The agency said Canadians spent about the same at stores in November as they did in October, but a flash estimate of December retail sales suggests a significant rebound during that month.

Fan said that while the flat reading in November may look underwhelming at first glance, it’s likely that many Canadians opted to push back their holiday spending until after the federal GST holiday came into effect in December.

“There was some amount of nudging holiday shopping towards later in December because of (the GST holiday) announced on Nov. 21, and that was kind of the day that we actually did see, very interestingly, spending starting to tail off a little bit more,” she said.

“But then the bounce-back was pretty substantial actually in December… so it kind of just tells us consumers were just waiting for the tax holiday as opposed to just softening spending trends that are persisting.”

StatCan said retail sales totalled $67.6 billion in November, and its preliminary estimate suggests spending grew by 1.6 per cent in December, which would be the largest monthly gain in two years.

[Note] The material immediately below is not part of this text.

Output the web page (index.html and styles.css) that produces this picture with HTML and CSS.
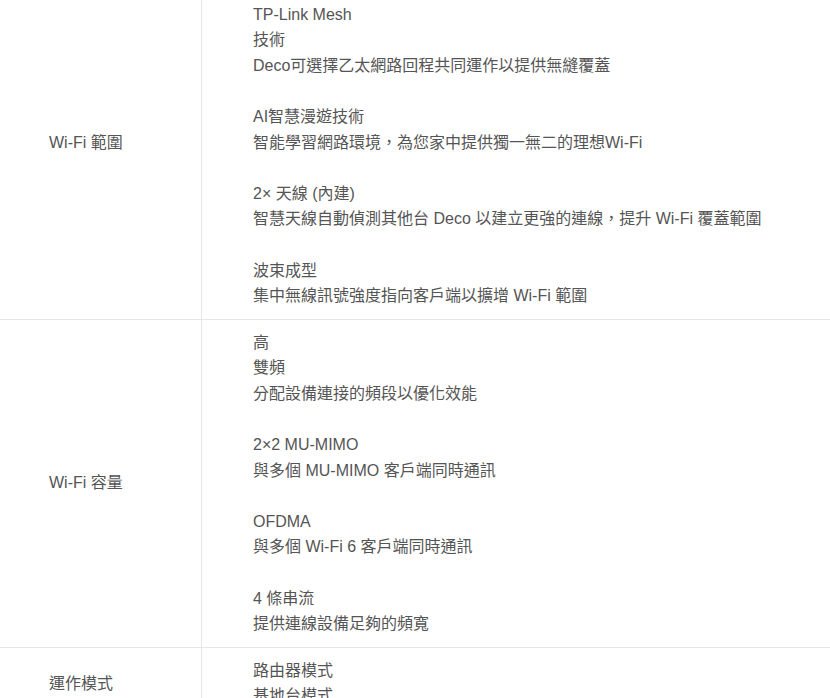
FILE: index.html
```html
<!DOCTYPE html>
<html lang="zh-Hant">
<head>
<meta charset="utf-8">
<title>規格</title>
<link rel="stylesheet" href="styles.css">
</head>
<body>
<table class="spec">
  <tbody>
    <tr>
      <th class="label">Wi-Fi 範圍</th>
      <td class="value">
        <p class="group">3-4 房的住宅 (2 入組)<br>TP-Link Mesh<br>技術<br>Deco可選擇乙太網路回程共同運作以提供無縫覆蓋</p>
        <p class="group">AI智慧漫遊技術<br>智能學習網路環境，為您家中提供獨一無二的理想Wi-Fi</p>
        <p class="group">2× 天線 (內建)<br>智慧天線自動偵測其他台 Deco 以建立更強的連線，提升 Wi-Fi 覆蓋範圍</p>
        <p class="group">波束成型<br>集中無線訊號強度指向客戶端以擴增 Wi-Fi 範圍</p>
      </td>
    </tr>
    <tr>
      <th class="label">Wi-Fi 容量</th>
      <td class="value">
        <p class="group">高<br>雙頻<br>分配設備連接的頻段以優化效能</p>
        <p class="group">2×2 MU-MIMO<br>與多個 MU-MIMO 客戶端同時通訊</p>
        <p class="group">OFDMA<br>與多個 Wi-Fi 6 客戶端同時通訊</p>
        <p class="group">4 條串流<br>提供連線設備足夠的頻寬</p>
      </td>
    </tr>
    <tr>
      <th class="label">運作模式</th>
      <td class="value">
        <p class="group">路由器模式<br>基地台模式</p>
      </td>
    </tr>
  </tbody>
</table>
</body>
</html>
```

FILE: styles.css
```css
html, body {
  margin: 0;
  padding: 0;
  background: #ffffff;
}

body {
  font-family: "Liberation Sans", Arial, "Noto Sans CJK TC", sans-serif;
  font-size: 16px;
  line-height: 25.6px;
  color: #555555;
}

.spec {
  width: 100%;
  border-collapse: collapse;
  margin-top: -34px;
}

.spec tr {
  border-bottom: 1px solid #e6e6e6;
}

.label {
  width: 152px;
  padding: 0 0 0 49px;
  text-align: left;
  font-weight: normal;
  vertical-align: middle;
  border-right: 1px solid #e6e6e6;
}

.value {
  padding: 10px 0 10px 51px;
  vertical-align: top;
}

.group {
  margin: 0 0 25.6px;
}

.group:last-child {
  margin-bottom: 0;
}
```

Fan said that while these numbers support the view that the economic outlook for Canada looks “brighter” in 2025, it’s being offset somewhat by Trump’s threat to place 25 per cent across-the-board tariffs on Canadian goods entering the U.S. as soon as next week.

“The top concern these days remains the tariff uncertainties. It did seem like we got a very brief reprieve on the day of Trump’s inauguration but there’s obviously more threats that are floating around,” she said.

“There’s a huge amount of uncertainty as to what shape or form these tariffs can really take on, but it’s probably already to a certain degree dampening business investment decisions just because of, again, the uncertainties.”

With that uncertainty in mind, Fan said her team at RBC has a “plain and simple” forecast for the Bank of Canada ahead of its next scheduled interest rate decision on Wednesday.

“We expect the Bank of Canada will keep supporting the economy essentially by cutting interest rates very steadily at a 25-basis-point per rate cut, per meeting pace for the first five meetings of this year,” she said.

Fan explained that if that forecast proves accurate, the central bank’s overnight rate would reach two per cent by the end of July, just below the bank’s neutral range of 2.25 per cent to 3.25 per cent.

“So, it would be technically in the stimulative territory,” she said, “meaning that at that level, interest rates are supposed to be stimulating economic activities, and that’s just what we think the current backdrop is needing.”